Code B: Allowances and Deductions Claimed
Code B is appended to each allowance or deduction claimed on the BIR60. For example, B1 is the basic allowance, B2 is the married person’s allowance, B3 is the child allowance (HK$130,000 per child for 2023/24, with an additional HK$130,000 for the year of birth), and B4 is the dependent parent allowance (HK$25,000 per parent aged 60 or above, rising to HK$50,000 if they live with the taxpayer). Each Code B entry must be supported by a declaration on the BIR60.
The IRD cross-checks Code B entries against the IR56B data. If a taxpayer claims a dependent parent allowance but the IR56B shows the parent’s income exceeding HK$12,000 per year, the claim is automatically rejected. This is a mechanical check performed by the IRD’s computer system, not a manual review.
Code C: Tax Rebates and Waivers
Code C appears for any statutory tax reduction. For 2023/24, the government granted a 100% salaries tax waiver capped at HK$6,000 per case. For 2024/25, the cap dropped to HK$3,000 per case. Code C1 indicates the waiver amount applied to the current year’s tax, while Code C2 shows any carry-forward of unused waiver from the prior year. Taxpayers who see Code C2 should verify that the carry-forward amount matches the previous year’s notice.

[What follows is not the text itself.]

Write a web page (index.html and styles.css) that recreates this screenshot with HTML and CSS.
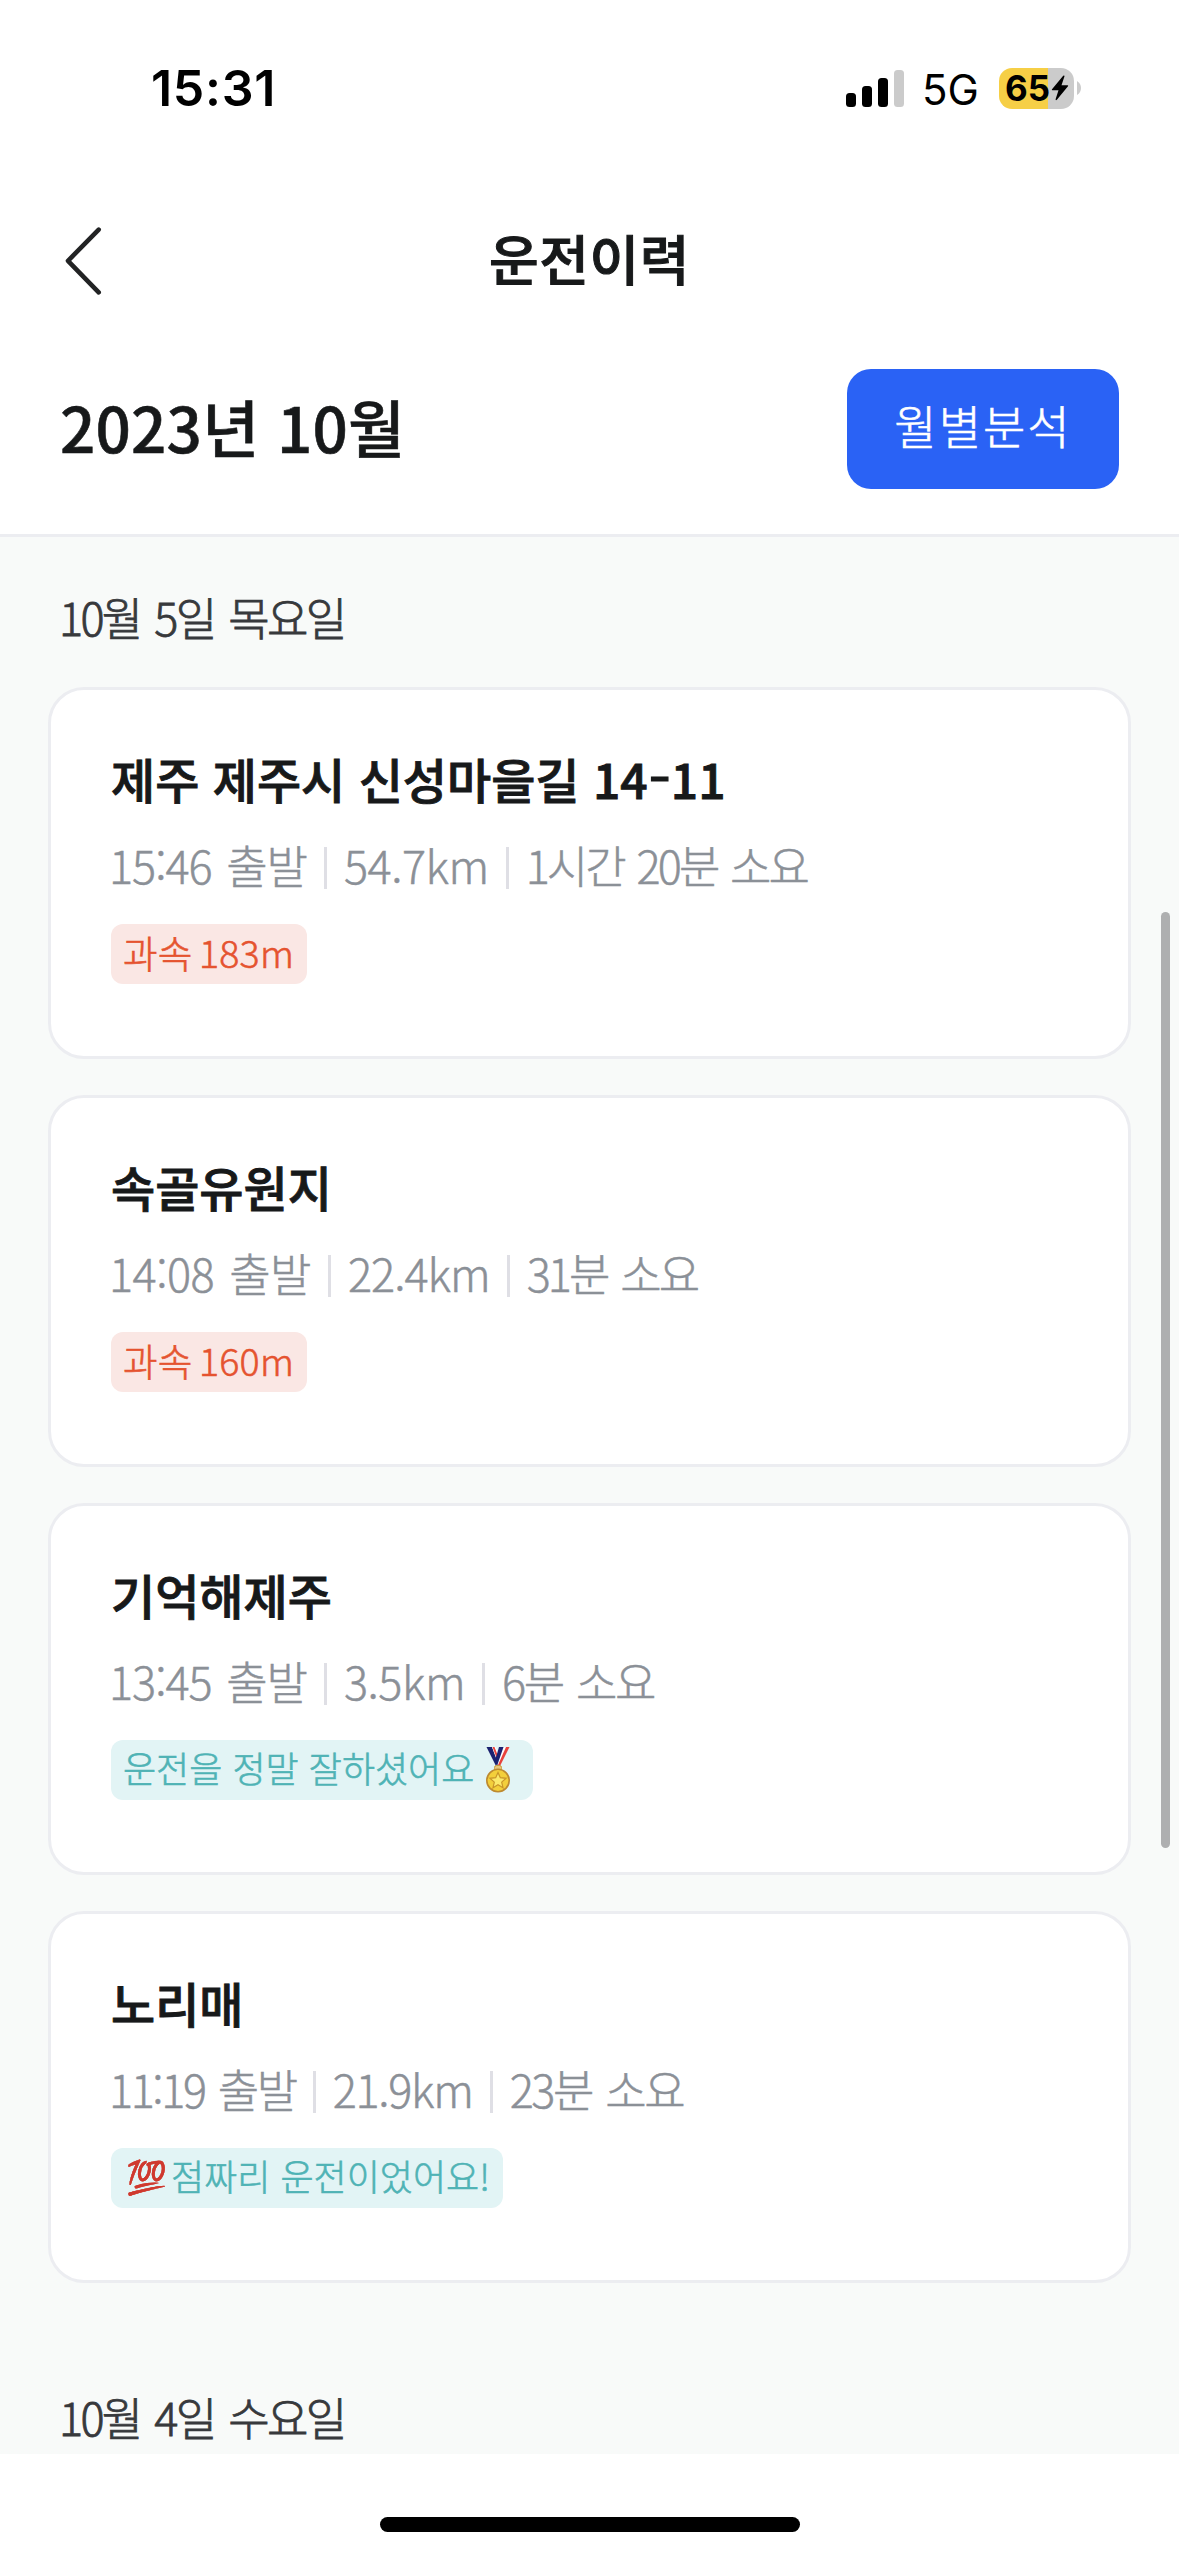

Common Errors and How to Spot Them
The IRD’s own Annual Report 2023-24 noted that 12.4% of all salaries tax assessments required a correction or adjustment after the initial notice was issued. The majority of these errors stem from three categories: misreported benefits-in-kind, incorrect MPF deduction caps, and failure to claim allowances that were available.
The MPF Cap Trap
The maximum deductible MPF contribution for 2023/24 is HK$18,000. However, if a taxpayer changes jobs mid-year and makes MPF contributions to two different schemes, the total deduction cannot exceed HK$18,000. The IRD’s computer system automatically caps the deduction at this figure, but the IR56B from each employer will show the full contribution made to that scheme. A taxpayer who simply adds the two Box 8 figures will overstate the deduction. The correct approach is to enter the lower of HK$18,000 or the total contributions on the BIR60.
Taxpayers earning above HK$360,000 per year—the maximum relevant income level for MPF—should check that Box 8 shows exactly HK$18,000. If it shows less, the employer may have made an error. If it shows more, the excess is a voluntary contribution that must be claimed separately in Box 9.
The Home Loan Interest Deduction
Home loan interest is deductible up to HK$100,000 per year for 20 tax years, under Section 26E of Cap. 112. The IR56B does not capture this deduction; it must be claimed separately on the BIR60. The most common error is claiming interest on a mortgage for a property that is not the taxpayer’s principal place of residence. The IRD defines “principal place of residence” as the property where the taxpayer ordinarily lives, and it must be located in Hong Kong. A taxpayer who owns a flat in Sheung Shui but lives in a rented apartment in Central cannot claim the interest on the Sheung Shui mortgage.
The IRD cross-checks home loan interest claims against the property’s rating and valuation records. If the property is rented out, the claim is disallowed. If the taxpayer moves during the year, the interest is apportioned.
The Self-Education Expenses Deduction
Self-education expenses are deductible up to HK$100,000 per year, under Section 12(1)(g) of Cap. 112. The deduction covers course fees, examination fees, and the cost of prescribed textbooks. It does not cover travel, accommodation, or living expenses. The IR56B does not capture this deduction; it must be claimed on the BIR60 with supporting receipts.
A common error: claiming expenses for a course that is not “prescribed” by the IRD. A prescribed course is one that leads to a qualification recognised by the Hong Kong Council for Accreditation of Academic and Vocational Qualifications (HKCAAVQ) or by a professional body approved by the IRD. A weekend seminar on cryptocurrency trading does not qualify, even if the taxpayer is a financial analyst.
Actionable Takeaways
- Cross-check Box 1 on your IR56B against your final payslip for the tax year, and flag any discrepancy to your employer before the IRD issues the assessment.
- If you changed jobs during the year, manually cap your MPF deduction at HK$18,000 on the BIR60 rather than adding the two Box 8 figures.
- Claim home loan interest only for your principal place of residence in Hong Kong, and keep the mortgage statement showing the interest paid for the full tax year.
- For self-education expenses, confirm that the course is prescribed by the HKCAAVQ or an approved professional body before claiming the deduction.
- Retain all IR56B forms and BIR60 returns for at least seven years, as the IRD can reopen assessments under Section 60 of Cap. 112 within six years of the assessment date.
本文不構成稅務建議。涉及個人稅務情況請諮詢持牌會計師或稅務師。 / This does not constitute tax advice. Consult a licensed CPA or tax advisor for your specific situation.